Valeria Teles: Fit For Joy Podcaster. For Valeria’s blogpost on the book, click here.

”Tracking Lions, Myth, and Wilderness in Samburu” is a calling for expanding our natural wisdom to transform the way we experience life, as individuals and communities. Jon suggests there is another obvious way of experiencing life that recognizes that there is no separation between you, me, and the natural world. This is a must-read book for anyone who is ready to explore the magic of true living!

Peter Stark: author of “Young Washington: How Wilderness and War Forged America's Founding Father”.

Jon Turk is one of our most articulate and courageous writer-adventurers. On this journey to the Samburu people and lion-savannahs of Africa, he guides us on an intellectual probing of our deep human past in an attempt to understand our planets future. Bravely curious, he explores the proto-consciousness that grows from living in the moment, on the edge of survival, like our ancestral hunting-and-gathering forbearers. Reading Tracking Lions, you'll think about human interaction with the natural world in ways you havent before.

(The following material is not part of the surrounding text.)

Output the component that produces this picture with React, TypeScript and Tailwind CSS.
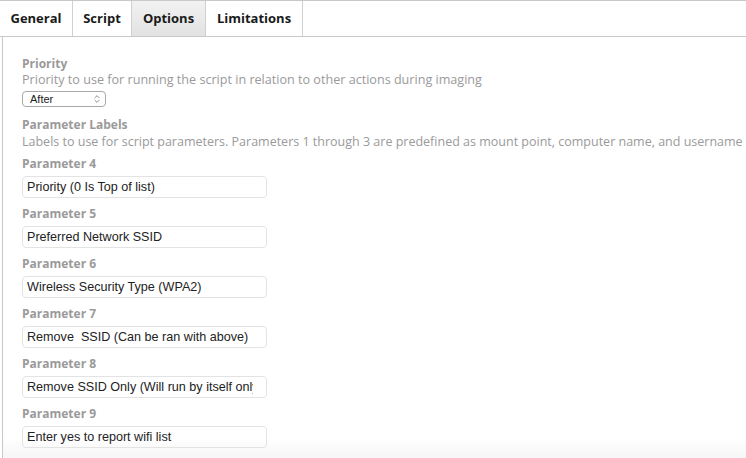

Marni Jackson: Author and editor with the Mountain and Wilderness Writing Program at the Banff Centre

While tracking lions in Samburu, explorer and lifelong environmentalist Jon Turk is not afraid to ask the Big Questions: if humans have such impressive problem-solving brains, why have we ended up trashing the planet? Whether he is describing the midnight growl of a leopard outside his tent or “interviewing the Earth” Jon Turk is a gifted storyteller, a wise elder and a fun companion.

Jon Waterman: Author of “Running Dry”, Grand Prize winner of the Banff Book Awards
With his trenchant powers of observation, Turk has steered kayak, skis and climbing rack up and down those far-flung destinations most of us will never visit, from Tierra del Fuego to Kamchatka to the Canadian Arctic, and now in his latest work, eastern Africa. His books have always transcended the standard adventure narrative—in inimitable, no bullshit prose— by taking his readers into the heart of both wilderness and culture. More than just compelling insight into place and a little-known and olden-day culture, Tracking Lions makes the linkage to what we have lost in our own troubled modern society. Jon Turk is as precious as a Samburu warrior.

Pat Morrow: Mountaineer, filmmaker, photographer, coauthor of “Searching for Tao Canyon.” Adventurer, author Jon Turk’s worldview has been sculpted over the past seven decades by science, and shaped by mythology. In this, his proclaimed “final book”, Jon distills hard-earned lessons learned from his larger than life experience into the following: "The pursuit of happiness is the root of all unhappiness, and The pursuit of happiness is killing the planet. So. Where do we go from here?”